The OP is asking two different questions. Chronos got one. The brain is remarkable because it can process information in a zillion different ways. Any one can work. There is no such thing as humans processing information in the same basic way.

The other question is harder. Probably the best evidence we have is from the ways that modern cultures have created creoles and pidgins, simplified blends of languages used by traders to communicate that sometimes grow into languages taught as native languages. These strip the original languages down as much as possible to create understanding. But once established they can develop the same evolutionary features as native languages. They might go off in very different directions, just as animals separated from their place of origin can evolve to have new features.

Generic disclaimer: Almost everything about creoles is controversial, and so is everything about the evolution of early language. Nobody really knows why languages have the features they do.

I think it’s easy to see how “pater” could evolve into “father”. It’s not as easy to see how a language evolves to shifting the adjective in front of the word it’s describing instead of after it.

That said, I remember just enough from my Latin class to be dangerous. IIRC, the word order doesn’t really matter in Latin because which word is the subject and which is the object, and which adjective describes which verb, depends on the word endings. So I could see how Latin could evolve into languages that simplify the endings and use word order to determine subject and object. Some could put the adjective in front of the noun, and some after. This is just my WAG, though.

This is an oversimplification for both languages. While Spanish typically places the adjective after the noun, it can sometimes be placed before, and the position can indicate a different meaning. For example, mi viejo amigo indicates “my friend for a long time,” while mi amigo viejo means “my friend who is old.”

While English almost always places the adjective first, in poetic usage it can come after, e.g. “river deep and mountain high.”

Or in very utilitarian use, such as military specs:
Rope, hemp, 50’
Armor, personal, kevlar, 1 suit
Armor, vehicular, steel, humvee, for use on

Et cetera.

An article about changing word order:

http://www.pnas.org/content/108/42/17290.long

I don’t know how generally it’s accepted.

[aside that some may find interesting]

Perhaps some of you may remember the interest, in the 1960’s-1980’s or so, of trying to teach language to animals (usually chimpanzees). There were several projects that tried this with dolphins, in various ways. Researchers at the University of Hawaii did a project that taught some simple language rudiments to two bottlenosed dolphns. Sentences ranged from two to five words long.

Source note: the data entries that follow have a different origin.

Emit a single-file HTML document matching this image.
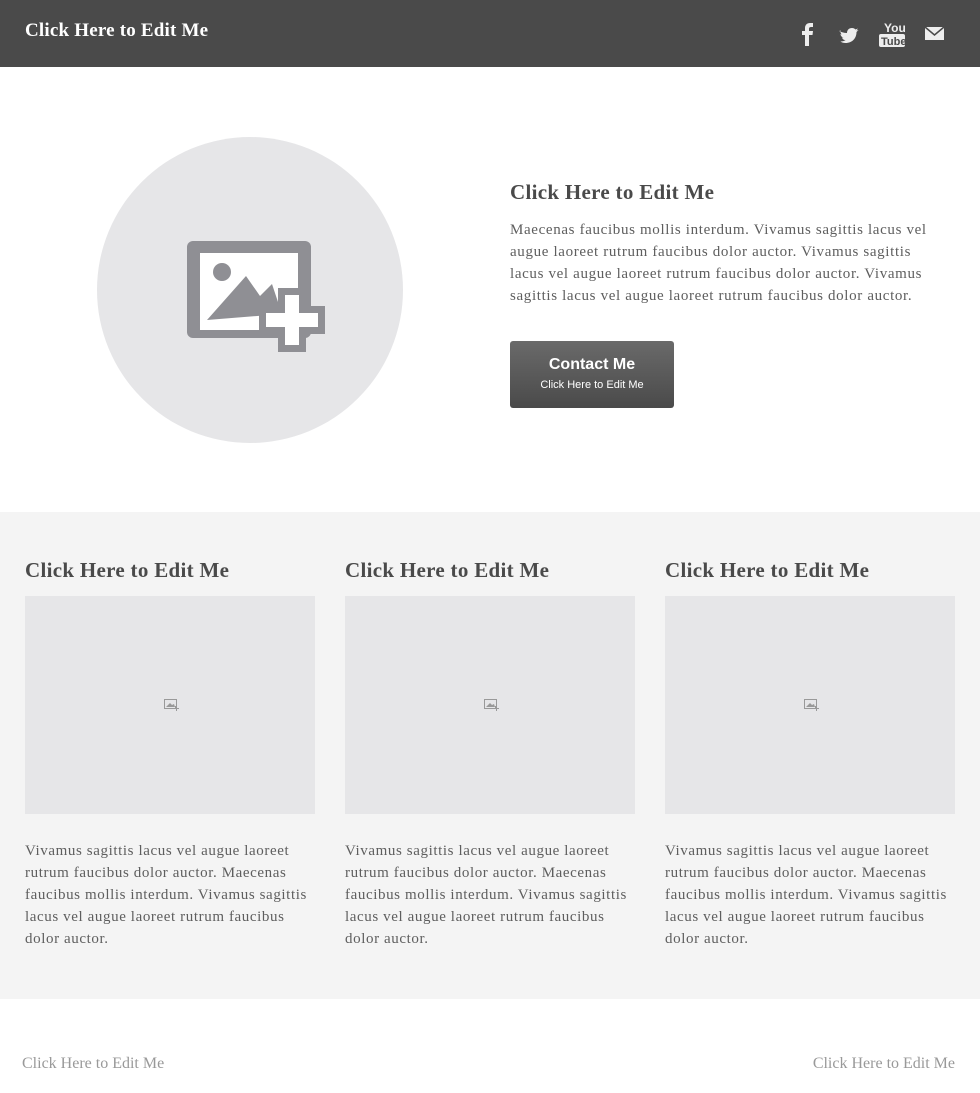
<!DOCTYPE html>
<html><head><meta charset="utf-8"><style>
*{margin:0;padding:0;box-sizing:border-box}
body{width:980px;height:1093px;background:#fff;font-family:"Liberation Serif",serif;color:#666;position:relative;overflow:hidden}
.abs{position:absolute}
.hdr{left:0;top:0;width:980px;height:67px;background:#4a4a4a}
.logo{left:25px;top:20px;color:#fff;font-weight:bold;font-size:19px;letter-spacing:.2px}
h2{font-size:21px;font-weight:bold;color:#4a4a4a;white-space:nowrap;letter-spacing:.3px}
p{font-size:15px;line-height:22px;color:#5e5e5e;white-space:nowrap;letter-spacing:.6px}
.band{left:0;top:512px;width:980px;height:487px;background:#f4f4f4}
.box{width:290px;height:218px;background:#e6e6e8}
.btn{left:510px;top:341px;width:164px;height:67px;border-radius:3px;background:linear-gradient(#6a6a6a,#4a4a4a);color:#fff;text-align:center;font-family:"Liberation Sans",sans-serif}
.foot{top:1055px;font-size:16px;color:#999}
</style></head><body>
<div class="abs hdr"></div>
<div class="abs logo">Click Here to Edit Me</div>
<svg class="abs" style="left:795px;top:18px" width="160" height="32" viewBox="0 0 160 32">
<path d="M10 28V17H7v-4h3v-3c0-3 2-5 5-5h3v4h-2c-1 0-2 .5-2 1.5V13h4l-.5 4H14v11z" fill="#eee"/>
<path d="M44 13c2 1 5 2 8 2 0-3 2-5 5-5 1.5 0 2.5.5 3.5 1.5l2.5-1-1.5 2 2-.5-2 2c0 6-4 11-11 11-2 0-4-.5-5-1.5 2 0 4-.5 5-1.5-2 0-3-1-3.5-2.5h1.5c-2-.5-3-2-3-3.5l1.5.5c-1.5-1-2-3-1-4z" fill="#eee"/>
<text x="89" y="14" font-family="Liberation Sans" font-size="12" font-weight="bold" fill="#eee">You</text>
<rect x="84" y="16" width="26" height="13" rx="2" fill="#eee"/>
<text x="86" y="27" font-family="Liberation Sans" font-size="11" font-weight="bold" fill="#4a4a4a">Tube</text>
<rect x="130" y="9" width="19" height="13" fill="#eee"/>
<path d="M130 9l9.5 8 9.5-8" stroke="#4a4a4a" stroke-width="1.5" fill="none"/>
</svg>
<div class="abs" style="left:97px;top:137px;width:306px;height:306px;border-radius:50%;background:#e6e6e8"></div>
<svg class="abs" style="left:186px;top:240px" width="140" height="115" viewBox="0 0 140 115">
<rect x="1" y="1" width="124" height="97" rx="6" fill="#8f8f94"/>
<rect x="14" y="13" width="98" height="77" fill="#fff"/>
<circle cx="36" cy="32" r="9" fill="#8f8f94"/>
<path d="M21 80L60 36l14 20 12-12 10 30z" fill="#8f8f94"/>
<path d="M92 48h28v18h19v28h-19v18H92V94H73V66h19z" fill="#8f8f94"/>
<path d="M99 55h14v18h19v14h-19v18H99V87H80V73h19z" fill="#fff"/>
</svg>
<h2 class="abs" style="left:510px;top:180px">Click Here to Edit Me</h2>
<p class="abs" style="left:510px;top:219px;letter-spacing:.65px">Maecenas faucibus mollis interdum. Vivamus sagittis lacus vel<br>augue laoreet rutrum faucibus dolor auctor. Vivamus sagittis<br>lacus vel augue laoreet rutrum faucibus dolor auctor. Vivamus<br>sagittis lacus vel augue laoreet rutrum faucibus dolor auctor.</p>
<div class="abs btn"><div style="font-size:16px;font-weight:bold;margin-top:15px">Contact Me</div><div style="font-size:11px;margin-top:5px">Click Here to Edit Me</div></div>
<div class="abs band"></div>
<h2 class="abs" style="left:25px;top:558px">Click Here to Edit Me</h2>
<h2 class="abs" style="left:345px;top:558px">Click Here to Edit Me</h2>
<h2 class="abs" style="left:665px;top:558px">Click Here to Edit Me</h2>
<div class="abs box" style="left:25px;top:596px"></div>
<div class="abs box" style="left:345px;top:596px"></div>
<div class="abs box" style="left:665px;top:596px"></div>
<svg class="abs" style="left:164px;top:699px" width="15" height="12" viewBox="0 0 15 12"><rect x=".5" y=".5" width="12" height="9" fill="none" stroke="#999"/><path d="M2 8l4-4 2 2 2-1 1 3z" fill="#999"/><path d="M11 7h2v2h2v1h-2v2h-1v-2h-2v-1h1z" fill="#999"/></svg>
<svg class="abs" style="left:484px;top:699px" width="15" height="12" viewBox="0 0 15 12"><rect x=".5" y=".5" width="12" height="9" fill="none" stroke="#999"/><path d="M2 8l4-4 2 2 2-1 1 3z" fill="#999"/><path d="M11 7h2v2h2v1h-2v2h-1v-2h-2v-1h1z" fill="#999"/></svg>
<svg class="abs" style="left:804px;top:699px" width="15" height="12" viewBox="0 0 15 12"><rect x=".5" y=".5" width="12" height="9" fill="none" stroke="#999"/><path d="M2 8l4-4 2 2 2-1 1 3z" fill="#999"/><path d="M11 7h2v2h2v1h-2v2h-1v-2h-2v-1h1z" fill="#999"/></svg>
<p class="abs" style="left:25px;top:840px">Vivamus sagittis lacus vel augue laoreet<br>rutrum faucibus dolor auctor. Maecenas<br>faucibus mollis interdum. Vivamus sagittis<br>lacus vel augue laoreet rutrum faucibus<br>dolor auctor.</p>
<p class="abs" style="left:345px;top:840px">Vivamus sagittis lacus vel augue laoreet<br>rutrum faucibus dolor auctor. Maecenas<br>faucibus mollis interdum. Vivamus sagittis<br>lacus vel augue laoreet rutrum faucibus<br>dolor auctor.</p>
<p class="abs" style="left:665px;top:840px">Vivamus sagittis lacus vel augue laoreet<br>rutrum faucibus dolor auctor. Maecenas<br>faucibus mollis interdum. Vivamus sagittis<br>lacus vel augue laoreet rutrum faucibus<br>dolor auctor.</p>
<div class="abs foot" style="left:22px">Click Here to Edit Me</div>
<div class="abs foot" style="right:25px">Click Here to Edit Me</div>
</body></html>
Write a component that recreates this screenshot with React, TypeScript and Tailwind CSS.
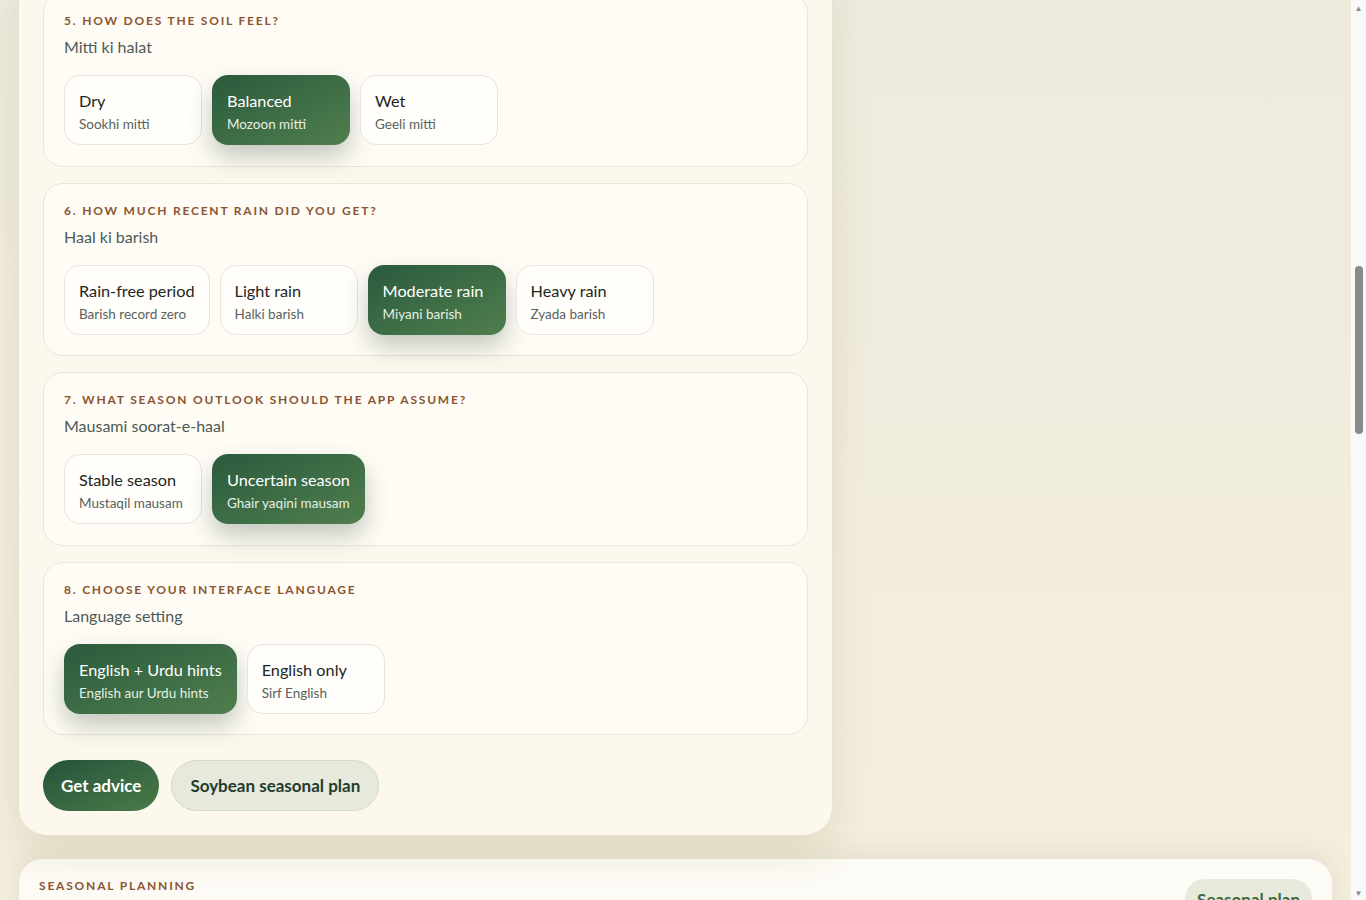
import React from "react";

type Option = { title: string; hint: string; selected?: boolean };

interface Question {
  label: string;
  subtitle: string;
  options: Option[];
}

const questions: Question[] = [
  {
    label: "5. How does the soil feel?",
    subtitle: "Mitti ki halat",
    options: [
      { title: "Dry", hint: "Sookhi mitti" },
      { title: "Balanced", hint: "Mozoon mitti", selected: true },
      { title: "Wet", hint: "Geeli mitti" },
    ],
  },
  {
    label: "6. How much recent rain did you get?",
    subtitle: "Haal ki barish",
    options: [
      { title: "Rain-free period", hint: "Barish record zero" },
      { title: "Light rain", hint: "Halki barish" },
      { title: "Moderate rain", hint: "Miyani barish", selected: true },
      { title: "Heavy rain", hint: "Zyada barish" },
    ],
  },
  {
    label: "7. What season outlook should the app assume?",
    subtitle: "Mausami soorat-e-haal",
    options: [
      { title: "Stable season", hint: "Mustaqil mausam" },
      { title: "Uncertain season", hint: "Ghair yaqini mausam", selected: true },
    ],
  },
  {
    label: "8. Choose your interface language",
    subtitle: "Language setting",
    options: [
      { title: "English + Urdu hints", hint: "English aur Urdu hints", selected: true },
      { title: "English only", hint: "Sirf English" },
    ],
  },
];

function OptionCard({ option }: { option: Option }) {
  return (
    <button
      className={
        option.selected
          ? "min-w-[138px] h-[70px] rounded-2xl px-[15px] pt-[14px] flex flex-col text-left bg-gradient-to-br from-[#2b5a3d] to-[#4f7f4e] text-white shadow-[0_12px_24px_rgba(40,70,45,0.28)]"
          : "min-w-[138px] h-[70px] rounded-2xl px-[14px] pt-[13px] flex flex-col text-left bg-[#fffefa] border border-[#e9e5dc] text-[#1d2622]"
      }
    >
      <span className="text-[16.25px] leading-[24px]">{option.title}</span>
      <span
        className={
          option.selected
            ? "mt-[2px] text-[13.5px] leading-[18px] text-[#e6efe4]"
            : "mt-[2px] text-[13.5px] leading-[18px] text-[#59625e]"
        }
      >
        {option.hint}
      </span>
    </button>
  );
}

function QuestionBlock({ q }: { q: Question }) {
  return (
    <section className="h-[173.5px] rounded-[20px] border border-[#ebe6db] bg-[#fffcf6] px-5 pt-[20px]">
      <div className="text-[12px] font-bold uppercase tracking-[0.15em] text-[#8a5530] leading-[14px]">{q.label}</div>
      <div className="mt-[8px] text-[16px] leading-[22px] text-[#4d5a56]">{q.subtitle}</div>
      <div className="mt-[17px] flex gap-[10px]">
        {q.options.map((o) => (
          <OptionCard key={o.title} option={o} />
        ))}
      </div>
    </section>
  );
}

export default function App() {
  return (
    <div className="h-[900px] overflow-hidden flex bg-[#f3eedf] font-['Lato','Noto_Sans',sans-serif]">
      <div className="flex-1 px-[19px] bg-gradient-to-b from-[#eeebdd] to-[#f4eedd]">
        <div className="grid grid-cols-[813px_1fr]">
          <div className="-mt-[31px] rounded-[28px] bg-[#fcf8ee] px-6 pt-6 pb-6 shadow-[0_18px_40px_rgba(120,100,60,0.14)]">
            <div className="flex flex-col gap-4">
              {questions.map((q) => (
                <QuestionBlock key={q.label} q={q} />
              ))}
            </div>
            <div className="mt-[25px] flex gap-3">
              <button className="h-[51px] px-[18px] rounded-full bg-gradient-to-br from-[#24543a] to-[#4a7b48] text-white font-bold text-[17px]">
                Get advice
              </button>
              <button className="h-[51px] px-[18px] rounded-full bg-[#e8e9dd] border border-[#d5d8c6] text-[#1f3d2e] font-bold text-[17px]">
                Soybean seasonal plan
              </button>
            </div>
          </div>
          <div />
        </div>

        <div className="mt-6 rounded-t-[24px] bg-[#fdfbf5] px-5 pt-5 h-[120px] flex justify-between shadow-[0_-6px_24px_rgba(120,100,60,0.10)]">
          <div className="pt-[1px] leading-[12px] text-[12px] font-bold uppercase tracking-[0.15em] text-[#8a5530]">Seasonal planning</div>
          <div className="h-[40px] rounded-full bg-[#e6e9dc] px-3 pt-[8px] text-[17px] font-bold text-[#3f6a3c]">Seasonal plan</div>
        </div>
      </div>

      <div className="w-[15px] bg-[#f9f9f9] flex flex-col items-center">
        <div className="h-[15px] flex items-center justify-center text-[8px] text-[#8a8a8a]">▲</div>
        <div className="flex-1 pt-[251px]">
          <div className="w-[8px] h-[168px] rounded-full bg-[#8a8a8a]" />
        </div>
        <div className="h-[15px] flex items-center justify-center text-[8px] text-[#8a8a8a]">▼</div>
      </div>
    </div>
  );
}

One of the explicit questions they raised was: Is the word order arbitrary? That is, can we define an artificial language with any rules we like about word order, and can the dolphins be taught that? Thus, two simple grammars were defined, having differing word orders. One grammar was taught to one dolphin, and the other grammar was taught to the other dolphin.

A typical 3-word sentence was, for example, “Ball fetch hoop”, which meant “Fetch the ball to the hoop”. Clearly, word order matters: The sentence “Hoop fetch ball” would mean “Fetch the hoop to the ball”. The dolphin was able to understand sentences of this format and perform them correctly. In these sentences, the order was: <direct object> <verb> <indirect object>.

The other dolphin was taught similar sentences, but with different word order: “Hoop ball fetch” meant “Fetch the ball to the hoop”. Whereas “Ball hoop fetch” meant “Fetch the hoop to the ball”. Note that the first word is the destination, and the second word is the object to be fetched. That dolphin was able to understand those sentences and get them right. In these sentences, the order was: <indirect object> <direct object> <verb>

Both dolphins were able to learn the meaning of word order in their respective “languages”. (Note that all sentences were imperative, and lacked a <subject> word.)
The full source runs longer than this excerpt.